Yoga, for many of us, begins like every other new endeavor: we’re eager to get started, we’re confused yet exhilarated by what’s asked of our bodies and our breath. During our first few weeks, months, or years, we’re proud of how we’re advancing along the path: familiar poses get easier, hard poses become accessible. Our minds are focused on absorbing the tricks and tips that will move us along. Our desire to grown might even lead us to sign up for special workshops, intensives, and retreats.
Then Sophomore Year Syndrome settles in—and it can settle in any time. We accept that our teachers tend to teach similar things in similar ways, and we unconsciously tune out. Or a beloved teacher retires, moves, or changes his/her class schedule. Or we give up classes and decide we can practice alone at home. In any case, we seem to get stuck at a certain level and fear that that might be “it” for this body in this lifetime. Comfort slides into complacency.
Or worse, we notice that students around us are advancing, and we’re being left behind. We envy them. We feel like failures.
QUESTION: DOES IT MATTER?
The simple answer is YES!
Yoga is a path of transformation, not stagnation. While much of yoga practice appears to be (and is) repetitious, it is by that very repetition that we grow and gauge our growth. For example, you practice triangle pose every day for months. In the beginning, you can barely straighten your front leg, and your lower hand is dangling in mid-air. Then one day you realize your fingertips are grazing your shin. Then you can reach a block. And after a couple of years, you can touch the floor. If you weren’t doing the same thing every day, you’d never see that change.
Yoga transforms our physical bodies, yet it doesn’t stop there. It shifts our energy, providing access to a more consistent flow of energy throughout the day and better sleep at night. Many of us hop off the roller coaster of energy swings that had us reaching for a double espresso or an evening sedative. When we hit a plateau, we may find ourselves restless, irritable, edgy, or exhausted at non-strategic times and turn to caffeine, alcohol, and pharmaceuticals to do the trick once again.
Yoga also opens up our minds and our hearts. In the process, many yogis find themselves changing jobs or careers, leaving or entering relationships, adopting healthier eating behaviors, etc. When we hit the plateau those shifts stop happening, and we may even find ourselves rigidly clinging to externals that are no longer good for us.

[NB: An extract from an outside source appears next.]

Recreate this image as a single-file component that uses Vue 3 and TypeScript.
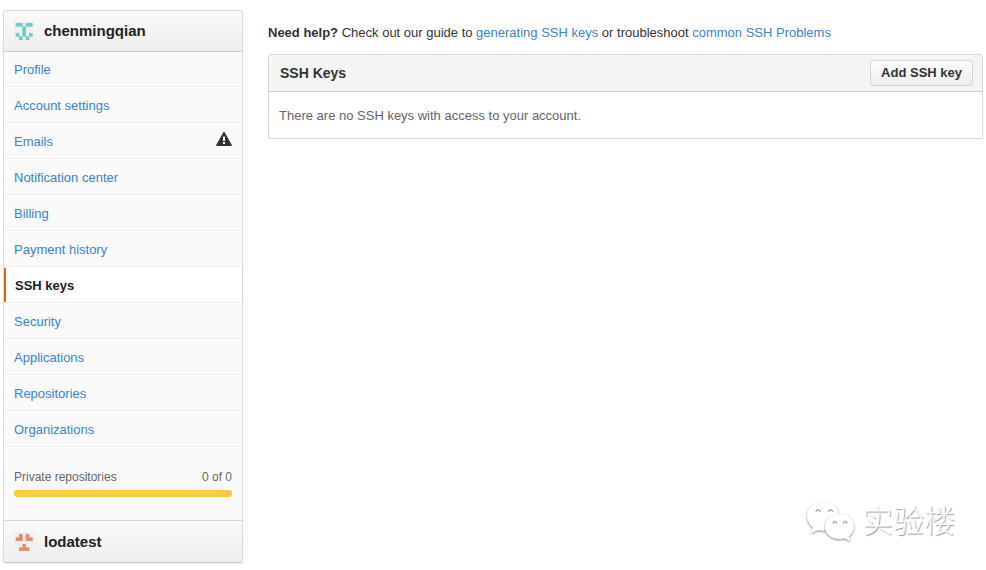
<script setup lang="ts">
interface NavItem {
  label: string
  warning?: boolean
  active?: boolean
}

interface Identicon {
  color: string
  cells: [number, number][]
}

const navItems: NavItem[] = [
  { label: 'Profile' },
  { label: 'Account settings' },
  { label: 'Emails', warning: true },
  { label: 'Notification center' },
  { label: 'Billing' },
  { label: 'Payment history' },
  { label: 'SSH keys', active: true },
  { label: 'Security' },
  { label: 'Applications' },
  { label: 'Repositories' },
  { label: 'Organizations' },
]

// Filled cells of each 5x5 avatar, as [column, row]
const userIcon: Identicon = {
  color: '#6dcdc8',
  cells: [[0, 0], [1, 0], [3, 0], [4, 0], [2, 1], [2, 2], [0, 3], [2, 3], [4, 3], [1, 4], [3, 4]],
}
const orgIcon: Identicon = {
  color: '#e0906a',
  cells: [[1, 0], [3, 0], [0, 1], [1, 1], [3, 1], [4, 1], [2, 3], [1, 4], [2, 4], [3, 4]],
}
</script>

<template>
  <div class="page">
    <aside class="sidebar">
      <header class="account">
        <svg class="avatar" viewBox="0 0 60 60" aria-hidden="true">
          <rect width="60" height="60" fill="#f0f0f0" />
          <rect v-for="([x, y], i) in userIcon.cells" :key="i" :x="5 + x * 10" :y="6 + y * 10" width="11" height="11" :fill="userIcon.color" />
        </svg>
        <span>chenmingqian</span>
      </header>
      <nav class="menu">
        <a v-for="item in navItems" :key="item.label" href="#" class="menu-item" :class="{ active: item.active }">
          <span>{{ item.label }}</span>
          <svg v-if="item.warning" class="warning" viewBox="0 1 16 16" aria-hidden="true">
            <path d="M8 1c.4 0 .6.200.8.500L15.800 14c.3.600.1 1-.6 1H.8c-.7 0-.9-.4-.6-1L7.200 1.500c.2-.3.4-.5.8-.5z" fill="#333" />
            <path d="M7 5.500h2v4.500H7zM7 11h2v2H7z" fill="#fafafa" />
          </svg>
        </a>
      </nav>
      <section class="usage">
        <div class="usage-label">
          <span>Private repositories</span>
          <span>0 of 0</span>
        </div>
        <div class="usage-bar"></div>
      </section>
      <footer class="account organization">
        <svg class="avatar" viewBox="0 0 60 60" aria-hidden="true">
          <rect width="60" height="60" fill="#f0f0f0" />
          <rect v-for="([x, y], i) in orgIcon.cells" :key="i" :x="5 + x * 10" :y="6 + y * 10" width="11" height="11" :fill="orgIcon.color" />
        </svg>
        <span>lodatest</span>
      </footer>
    </aside>

    <main class="content">
      <p class="help">
        <strong>Need help?</strong> Check out our guide to <a href="#">generating SSH keys</a> or troubleshoot
        <a href="#">common SSH Problems</a>
      </p>
      <section class="box">
        <header class="box-header">
          <h1>SSH Keys</h1>
          <button type="button">Add SSH key</button>
        </header>
        <p class="box-body">There are no SSH keys with access to your account.</p>
      </section>
    </main>

    <div class="watermark">
      <svg class="bubbles" viewBox="0 0 50 42" aria-hidden="true">
        <g fill="#fff" stroke-linejoin="round">
          <path class="bubble" d="M17 1C7.500 1 1 7 1 15c0 4.500 2.200 8.700 6 11.500l-2 6 7-3.500c2 .6 4 .8 6 .7 9-.5 15-6.500 15-14.200C33 7 26.500 1 17 1z" />
          <path class="bubble" d="M33.500 13C25 13 19 18.500 19 25.500S25 38 33.500 38c2 0 3.500-.2 5-.7l6 3-1.500-5c3.200-2.300 5-5.800 5-9.800C48 18.500 42 13 33.500 13z" />
        </g>
        <path
          fill="none"
          stroke="#999"
          stroke-width="1.200"
          stroke-linecap="round"
          d="M10 10.500c.8-2.200 3.200-2.200 4 0M22.500 10.500c.8-2.200 3.200-2.200 4 0M27 22c.8-2 2.800-2 3.500 0M37.500 22c.8-2 2.800-2 3.500 0"
        />
      </svg>
      <span>实验楼</span>
    </div>
  </div>
</template>

<style>
body {
  margin: 0;
  background: #fff;
}
</style>

<style scoped>
.page {
  display: flex;
  align-items: flex-start;
  gap: 25px;
  padding: 10px 3px 6px;
  color: #333;
  font: 13px/18px "Liberation Sans", Arial, sans-serif;
}

a {
  color: #4183c4;
  text-decoration: none;
}

.sidebar {
  flex: 0 0 240px;
  box-sizing: border-box;
  border: 1px solid #d8d8d8;
  border-bottom-color: #c8c8c8;
  border-radius: 3px;
  background: #fafafa;
  overflow: hidden;
  box-shadow: 0 1px 1px #eee;
}

.account {
  display: flex;
  align-items: center;
  gap: 10px;
  padding: 10px;
  border-bottom: 1px solid #ccc;
  background: linear-gradient(#fafafa, #eee);
  color: #222;
  font-size: 15px;
  font-weight: bold;
  line-height: 20px;
}

.organization {
  padding-top: 11px;
  border-top: 1px solid #d8d8d8;
  border-bottom: 0;
}

.avatar {
  width: 20px;
  height: 20px;
}

.menu-item {
  display: flex;
  justify-content: space-between;
  padding: 8px 10px 6px;
  border-top: 1px solid #fff;
  border-bottom: 1px solid #eee;
  line-height: 20px;
}

.menu-item:first-child {
  border-top: 0;
}

.menu-item.active {
  padding-left: 11px;
  background: #fff;
  box-shadow: inset 2px 0 #d26911;
  color: #222;
  font-weight: bold;
}

.warning {
  width: 16px;
  height: 16px;
}

.usage {
  padding: 20px 10px 23px;
  border-top: 1px solid #fff;
  color: #666;
  font-size: 12px;
}

.usage-label {
  display: flex;
  justify-content: space-between;
  margin-bottom: 4px;
}

.usage-bar {
  height: 7px;
  border-radius: 3px;
  background: #ffc644;
}

.content {
  flex: 1;
  min-width: 0;
  padding-top: 14px;
}

p,
h1 {
  margin: 0;
}

.help {
  margin-bottom: 12px;
}

.box {
  border: 1px solid #d8d8d8;
  border-radius: 3px 3px 0 0;
}

.box-header {
  display: flex;
  align-items: center;
  justify-content: space-between;
  padding: 5px 9px 5px 11px;
  border-bottom: 1px solid #ccc;
  border-radius: 2px 2px 0 0;
  background: #f4f4f4;
}

h1 {
  font-size: 14px;
  line-height: 20px;
}

button {
  padding: 3px 10px;
  border: 1px solid #d4d4d4;
  border-radius: 3px;
  background: linear-gradient(#fcfcfc, #eee);
  color: #333;
  font: bold 13px/18px "Liberation Sans", Arial, sans-serif;
}

.box-body {
  padding: 15px 10px 13px;
  color: #666;
}

.watermark {
  position: absolute;
  right: 31px;
  bottom: 23px;
  display: flex;
  align-items: center;
  gap: 6px;
  color: #fff;
  font: 300 31px/44px "Noto Sans CJK SC", sans-serif;
  text-shadow: 1px 1px 1px #999;
}

.watermark span {
  padding-bottom: 6px;
}

.bubbles {
  width: 50px;
  height: 42px;
}

.bubble {
  filter: drop-shadow(0 1px 1px #888);
}
</style>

QUESTION: WHAT CAN I DO WHEN I HIT A PLATEAU?
If you’re even asking this question (or reading this essay), you’ve already taken the crucial first step, which is to acknowledge and admit that you have hit a plateau.
I hit my first one about six years into my yoga practice. I’d be zooming along through a rigorous Mysore-style Ashtanga Yoga practice for about four years. Blessed with extreme flexibility and sheer determination, I had sailed through the first two (primary and intermediate) series of poses and arrived at the threshold of the third (first of the advanced) series. Then a couple of things happened. About two years before, on a yoga trip to India, I had contracted parasites. Without proper immediate diagnosis, the little devils lodged securely in my body and started dismantling my immune system. I just kept getting sick, and staying sick, for weeks and months on end.
Simultaneously, I realized that the rigorous early morning practice schedule and sheer acrobatic physicality of the practice was draining energy I needed for teaching, living a balanced life, and staying healthy. My life had shrunk to the size of a pea. I had no time for friends, for leisure, for anything but work, meals on the run, and sleep. I was starting to resent the very yoga that had opened up my life and was now shutting it down.
And finally, my yoga teacher stopped giving me new poses. For four and a half years. I watched everyone around me “catching up” with me and in some cases moving past me. My pride was hurt. I built up a major resentment against my teacher, who I thought was willfully punishing me for some unknown reason.
Awareness finally propelled me to action. First I asked my teacher whether this type of yoga could possibly be doing me any good. He gave one of his cryptic, inscrutable answers, “It takes 12 years to discover whether a practice is right for you.” Since I was only on year seven or eight, he was basically saying I should stop asking questions and carry on.
I tried that, until the burning fury about not getting to try new poses boiled over. In the Ashtanga Yoga system, a student never decides that it’s time to move forward. That’s the teacher’s job. So I knew I was on thin ice when I confronted my teacher, asking if I could start adding new poses. His answer surprised me. “I know you can do the poses; it’s your stamina I worry about.” It’s true that I was missing weeks of practice here and there because of illness. It’s also true that my body temperature tends to run high, and heat makes me dizzy and sluggish. I recalled how my teacher was always prodding me to move faster, while I continued to slow down so as not to spontaneously combust.